▶ **What you need to do**
Tally the lines of the listing that contain the string "styles". Give the number and nothing else.

▶ **Given information**
────────────────────
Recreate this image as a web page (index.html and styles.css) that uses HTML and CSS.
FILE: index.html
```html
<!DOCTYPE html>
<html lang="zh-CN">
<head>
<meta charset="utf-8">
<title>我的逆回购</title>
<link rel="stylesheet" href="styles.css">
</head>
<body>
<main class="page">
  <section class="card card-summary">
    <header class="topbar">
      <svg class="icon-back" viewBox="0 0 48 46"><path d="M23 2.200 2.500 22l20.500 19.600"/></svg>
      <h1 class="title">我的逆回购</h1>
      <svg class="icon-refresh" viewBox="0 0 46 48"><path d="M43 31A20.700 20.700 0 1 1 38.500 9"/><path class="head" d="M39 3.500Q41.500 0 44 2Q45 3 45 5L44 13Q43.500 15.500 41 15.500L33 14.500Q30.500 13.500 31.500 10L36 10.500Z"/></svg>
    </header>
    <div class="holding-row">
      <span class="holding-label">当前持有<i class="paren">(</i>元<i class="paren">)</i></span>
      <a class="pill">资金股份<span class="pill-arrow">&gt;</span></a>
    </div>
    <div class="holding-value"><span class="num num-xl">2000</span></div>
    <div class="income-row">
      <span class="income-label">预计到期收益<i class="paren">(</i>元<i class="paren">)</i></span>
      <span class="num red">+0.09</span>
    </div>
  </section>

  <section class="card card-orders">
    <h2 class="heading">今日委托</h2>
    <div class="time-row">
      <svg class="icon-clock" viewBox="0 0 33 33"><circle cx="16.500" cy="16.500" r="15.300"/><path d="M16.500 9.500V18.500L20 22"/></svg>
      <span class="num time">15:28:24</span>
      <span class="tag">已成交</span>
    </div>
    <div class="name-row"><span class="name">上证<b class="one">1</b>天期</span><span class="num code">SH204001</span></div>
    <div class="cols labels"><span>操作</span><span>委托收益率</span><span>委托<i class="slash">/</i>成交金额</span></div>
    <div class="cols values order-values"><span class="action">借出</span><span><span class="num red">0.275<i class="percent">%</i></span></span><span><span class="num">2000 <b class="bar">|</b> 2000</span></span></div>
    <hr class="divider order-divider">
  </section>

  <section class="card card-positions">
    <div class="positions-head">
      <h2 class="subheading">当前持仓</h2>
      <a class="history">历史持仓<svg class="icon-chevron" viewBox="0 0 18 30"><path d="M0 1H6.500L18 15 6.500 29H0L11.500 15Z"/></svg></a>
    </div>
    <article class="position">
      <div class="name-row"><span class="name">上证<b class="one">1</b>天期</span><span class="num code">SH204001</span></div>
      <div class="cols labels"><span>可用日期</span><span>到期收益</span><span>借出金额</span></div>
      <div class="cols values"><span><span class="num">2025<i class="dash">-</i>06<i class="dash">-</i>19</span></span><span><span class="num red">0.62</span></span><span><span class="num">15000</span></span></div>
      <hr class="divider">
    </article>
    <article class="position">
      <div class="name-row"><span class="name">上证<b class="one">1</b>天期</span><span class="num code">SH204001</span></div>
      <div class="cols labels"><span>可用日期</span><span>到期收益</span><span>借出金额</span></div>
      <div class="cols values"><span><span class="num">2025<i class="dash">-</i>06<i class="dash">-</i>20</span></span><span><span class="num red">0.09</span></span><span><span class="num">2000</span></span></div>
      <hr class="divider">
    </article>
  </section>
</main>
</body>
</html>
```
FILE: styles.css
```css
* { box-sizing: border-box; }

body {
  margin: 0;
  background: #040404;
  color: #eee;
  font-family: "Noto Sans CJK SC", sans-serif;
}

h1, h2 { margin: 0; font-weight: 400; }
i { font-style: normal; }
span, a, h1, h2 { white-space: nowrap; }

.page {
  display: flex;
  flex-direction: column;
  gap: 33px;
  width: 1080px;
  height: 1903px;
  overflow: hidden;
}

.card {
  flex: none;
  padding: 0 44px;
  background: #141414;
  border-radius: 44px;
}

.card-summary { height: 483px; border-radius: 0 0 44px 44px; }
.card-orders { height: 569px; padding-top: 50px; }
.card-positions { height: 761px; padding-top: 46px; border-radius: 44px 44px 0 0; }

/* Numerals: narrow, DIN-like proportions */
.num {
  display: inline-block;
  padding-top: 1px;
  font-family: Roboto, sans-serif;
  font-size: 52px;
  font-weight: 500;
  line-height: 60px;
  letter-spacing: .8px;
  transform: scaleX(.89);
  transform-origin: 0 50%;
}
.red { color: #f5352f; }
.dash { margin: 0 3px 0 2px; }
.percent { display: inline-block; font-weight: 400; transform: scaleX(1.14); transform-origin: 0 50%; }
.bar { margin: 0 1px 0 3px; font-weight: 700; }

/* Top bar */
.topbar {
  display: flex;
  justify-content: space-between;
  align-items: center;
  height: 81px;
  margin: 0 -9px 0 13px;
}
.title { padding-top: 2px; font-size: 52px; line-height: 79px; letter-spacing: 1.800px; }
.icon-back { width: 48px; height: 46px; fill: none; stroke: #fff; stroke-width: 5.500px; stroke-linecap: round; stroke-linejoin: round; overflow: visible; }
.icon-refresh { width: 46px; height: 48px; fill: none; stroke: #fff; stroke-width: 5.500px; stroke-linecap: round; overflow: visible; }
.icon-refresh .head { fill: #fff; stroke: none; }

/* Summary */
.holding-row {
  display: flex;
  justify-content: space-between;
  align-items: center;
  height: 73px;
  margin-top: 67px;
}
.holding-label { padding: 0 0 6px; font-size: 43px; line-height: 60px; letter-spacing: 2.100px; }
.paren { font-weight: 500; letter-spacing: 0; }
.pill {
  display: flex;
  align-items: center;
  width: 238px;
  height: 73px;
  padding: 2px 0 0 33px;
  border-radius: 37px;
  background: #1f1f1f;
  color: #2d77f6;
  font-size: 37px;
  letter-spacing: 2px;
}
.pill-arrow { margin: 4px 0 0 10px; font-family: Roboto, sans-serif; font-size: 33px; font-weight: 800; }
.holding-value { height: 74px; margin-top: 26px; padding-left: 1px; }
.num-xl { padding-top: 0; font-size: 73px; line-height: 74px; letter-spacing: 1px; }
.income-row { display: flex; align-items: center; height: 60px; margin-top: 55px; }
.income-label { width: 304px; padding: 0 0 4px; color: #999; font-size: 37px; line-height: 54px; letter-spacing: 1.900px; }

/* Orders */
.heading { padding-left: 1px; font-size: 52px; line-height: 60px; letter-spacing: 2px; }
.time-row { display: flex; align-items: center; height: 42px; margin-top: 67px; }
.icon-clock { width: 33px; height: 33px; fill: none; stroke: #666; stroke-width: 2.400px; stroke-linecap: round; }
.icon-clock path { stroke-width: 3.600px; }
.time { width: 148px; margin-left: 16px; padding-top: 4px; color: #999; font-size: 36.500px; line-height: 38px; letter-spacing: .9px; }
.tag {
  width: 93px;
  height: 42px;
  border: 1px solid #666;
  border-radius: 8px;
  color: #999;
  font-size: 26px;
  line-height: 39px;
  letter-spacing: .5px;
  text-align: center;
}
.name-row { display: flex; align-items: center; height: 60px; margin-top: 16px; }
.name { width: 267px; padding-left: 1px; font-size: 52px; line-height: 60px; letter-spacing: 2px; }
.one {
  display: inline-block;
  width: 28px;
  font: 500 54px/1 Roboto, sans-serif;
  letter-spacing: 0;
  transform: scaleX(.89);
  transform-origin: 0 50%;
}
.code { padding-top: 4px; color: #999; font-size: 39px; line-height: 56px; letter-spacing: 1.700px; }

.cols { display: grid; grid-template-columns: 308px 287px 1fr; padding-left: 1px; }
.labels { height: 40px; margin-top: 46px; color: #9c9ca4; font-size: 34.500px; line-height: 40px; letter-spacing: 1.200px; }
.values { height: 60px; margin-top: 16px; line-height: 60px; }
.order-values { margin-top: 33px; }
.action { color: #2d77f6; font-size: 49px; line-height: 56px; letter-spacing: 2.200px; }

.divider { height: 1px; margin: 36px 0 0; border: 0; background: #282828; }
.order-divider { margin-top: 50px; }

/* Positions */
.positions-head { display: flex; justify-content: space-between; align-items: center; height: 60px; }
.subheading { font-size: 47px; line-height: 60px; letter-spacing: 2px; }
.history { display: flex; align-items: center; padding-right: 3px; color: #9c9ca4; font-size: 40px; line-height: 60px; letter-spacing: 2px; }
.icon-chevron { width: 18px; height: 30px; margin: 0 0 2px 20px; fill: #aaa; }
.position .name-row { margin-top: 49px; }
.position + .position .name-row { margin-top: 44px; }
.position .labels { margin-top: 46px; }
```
────────────────────
▶ **Task output**
3